The USA I want….who here dares criticise the empire? Cowards..
Cuba belongs to the Cubans who live in the island, not those who left and/or work for Cuba’s nenemies.
????? Have you ever seen the huge number of Cuban businesses in south Florida? From all the small companies up to Badia Spices or the Billion dollar sugar businesses of the Fanjul family? Oh yes, there is that rum company. Bacardi. All of those came about since the Triumph of the Revolution.
Do not worry – The Canadian Prime Minister will visit Cuba shortly.
Cubans ought to have the following mindset: what businesses can WE start in the United States?
Seriously. Cuba actually has a very good ‘brand name’ among at least some American young people … I would be willing to bet that in Music, Fashion, Natural Foods … Cubans could do very well.

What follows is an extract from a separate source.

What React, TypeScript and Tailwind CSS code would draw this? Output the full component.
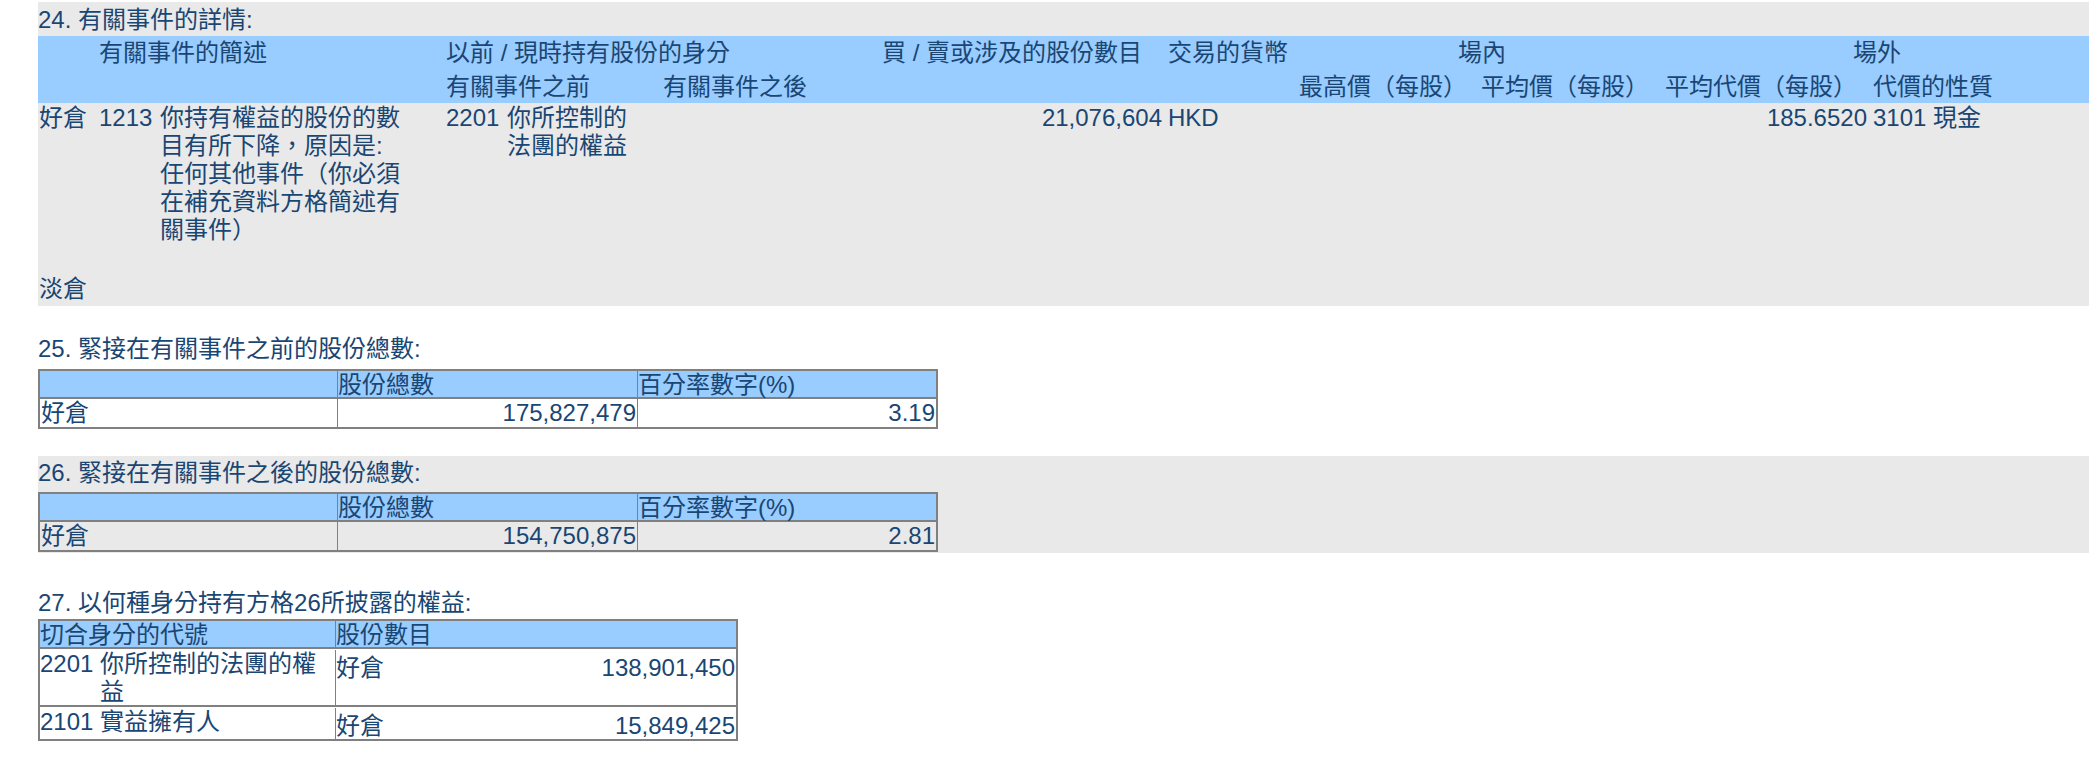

I have to say, I don’t know very much about any of these countries. Here is my question, is Cuba and Cubans worse off than say, other island countries around it, such as Jamaica, Dominican Republic, etc, etc.. what does it say about foreign ownership, new ideas, democracy, elections..
thank you
There is little chance that the list of services and businesses will be owned by a majority of US companies. However, some foreign ownership would do the country some good. New ideas, untainted by generations of repression and mind control, would offer the Cuban economy a fresh perspective. It’s simple, if Cubans don’t want a foreigner to own a beach, don’t sell it to him.